Album: Barriers & Passages

Label: Relapse

Review date: Jun. 15, 2006


Philadelphia’s Dysrhythmia have returned with an excellent follow-up to their Relapse debut. Extremely proficient instrumentalists, the trio has specialized in a kind of improbable fusion of hardcore’s energy, metal’s technique, prog ambitions, and pure noise. Led by guitarist Kevin Hufnagel, the group is rounded out by drummer Jeff Eber and new bassist Colin Marston (also in Infidel? Castro! and Behold…the Arctopus, both in the running for Silliest Band Name). Usually bands that try to do this much end up flopping either because they don’t have the ability or because they don’t know how to balance the ingredients, opting instead for a ho-hum channel surfing approach. Well, this band has the goods, more than ever.

On the one hand, this 36-minute record represents something of a change as the group explores its cosmic, expansive side a bit more. On many occasions, some ambient sea improbably opens up, as vast reverberating arpeggios break out into shimmering bliss (just check the swirling psychedelic drift of “Seal?

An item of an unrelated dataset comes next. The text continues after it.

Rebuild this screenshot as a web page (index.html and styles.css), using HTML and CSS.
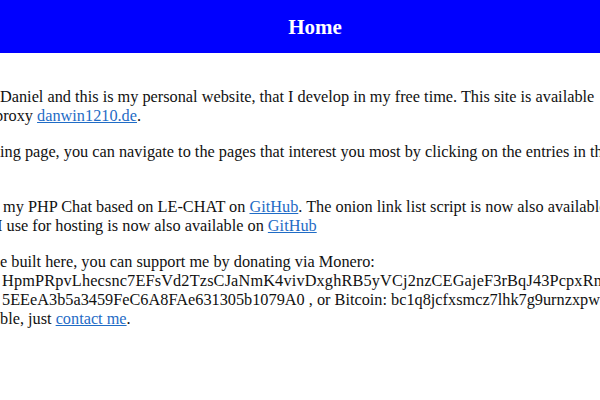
FILE: index.html
```html
<!DOCTYPE html>
<html lang="en">
<head>
<meta charset="utf-8">
<title>Home</title>
<link rel="stylesheet" href="styles.css">
</head>
<body>
<header class="top">
  <h1 class="title">Home</h1>
</header>
<main class="content">
  <p class="para">
    <span class="line">Daniel and this is my personal website, that I develop in my free time. This site is available</span>
    <span class="line cut-p">proxy <a href="#">danwin1210.de</a>.</span>
  </p>
  <p class="para para-tall">
    <span class="line">ing page, you can navigate to the pages that interest you most by clicking on the entries in the</span>
  </p>
  <p class="para">
    <span class="line shift">my PHP Chat based on LE-CHAT on <a href="#">GitHub</a>. The onion link list script is now also available</span>
    <span class="line cut-i">I use for hosting is now also available on <a href="#">GitHub</a></span>
  </p>
  <p class="para">
    <span class="line">e built here, you can support me by donating via Monero:</span>
    <span class="line inset address">HpmPRpvLhecsnc7EFsVd2TzsCJaNmK4vivDxghRB5yVCj2nzCEGajeF3rBqJ43PcpxRm</span>
    <span class="line inset">5EEeA3b5a3459FeC6A8FAe631305b1079A0 , or Bitcoin: bc1q8jcfxsmcz7lhk7g9urnzxpw</span>
    <span class="line">ble, just <a href="#">contact me</a>.</span>
  </p>
</main>
</body>
</html>
```

FILE: styles.css
```css
html, body {
  margin: 0;
  padding: 0;
  background: #ffffff;
  overflow: hidden;
}

body {
  width: 600px;
  height: 400px;
  font-family: "Liberation Serif", "DejaVu Serif", serif;
  font-size: 16.3px;
  line-height: 19px;
  color: #111111;
}

.top {
  background: #0000ff;
  height: 53px;
  display: flex;
  align-items: center;
  justify-content: center;
  padding-left: 30px;
}

.title {
  margin: 0;
  color: #ffffff;
  font-size: 21px;
  font-weight: bold;
  line-height: 24px;
}

.content {
  padding-top: 17px;
  overflow: hidden;
}

.para {
  margin: 17px 0;
}

.para-tall {
  margin-bottom: 36px;
}

.line {
  display: block;
  white-space: nowrap;
}

.shift {
  margin-left: 3px;
}

.cut-p {
  margin-left: -5px;
}

.cut-i {
  margin-left: -3px;
}

.inset {
  margin-left: 2px;
}

.address {
  letter-spacing: 0.15px;
}

a {
  color: #1f6cc6;
  text-decoration: underline;
}
```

Breaker? Void”). Yet Dysrhythmia isn’t in danger of losing hesher cred anytime soon; the addition of Marston’s nasty bass (he’s a frightening chops monster, but his tone is wonderfully rough and raw to boot) gives Barriers & Passages a swagger that wasn’t always there on Pretest. Add these to Crimson-fueled prog ambitions and you get a wonderful synthesis of influences.

They dazzle you with the mix right from the start. To wit, “Pulsar” is a brief tweak of noise that opens the disc before the multi-meter changeups of “Appeared at First” slams forward. Veering back and forth between a myriad of ideas in a short timeframe, these tracks somehow don’t sound overburdened by their ideas and they don’t lose anything simply because they whip out the chops. It’s hard to strike a balance between “we’re pretty good musicians” and “our music makes good listening,” but these guys do it. Tracks like “Bypass the Solenoid” (which slays live) has all the stomping breakdowns you could want, even as it’s got tricky post-Zappa, post-Crimson, post-Don Cab zig-zags to boot. Likewise there’s a dirty dollop of Melvins sludge in the middle of “An Ally to Comprehension,” but, this being Dysrhythmia, it is quickly subject to some strange musical alchemy whereby it becomes something like hardcore Mahavishnu. And for pure noise, head right for “Sleep Decayer” (the rapid-fire single notes constitute a shimmering drone which builds into a harmonics-rich noise freakout).

It’s interesting that for a band that’s so all over the place, I keep coming back to notions of balance and integration. But I think it works, and that’s because Dysrhythmia works. They’ve got their own thing and it rules.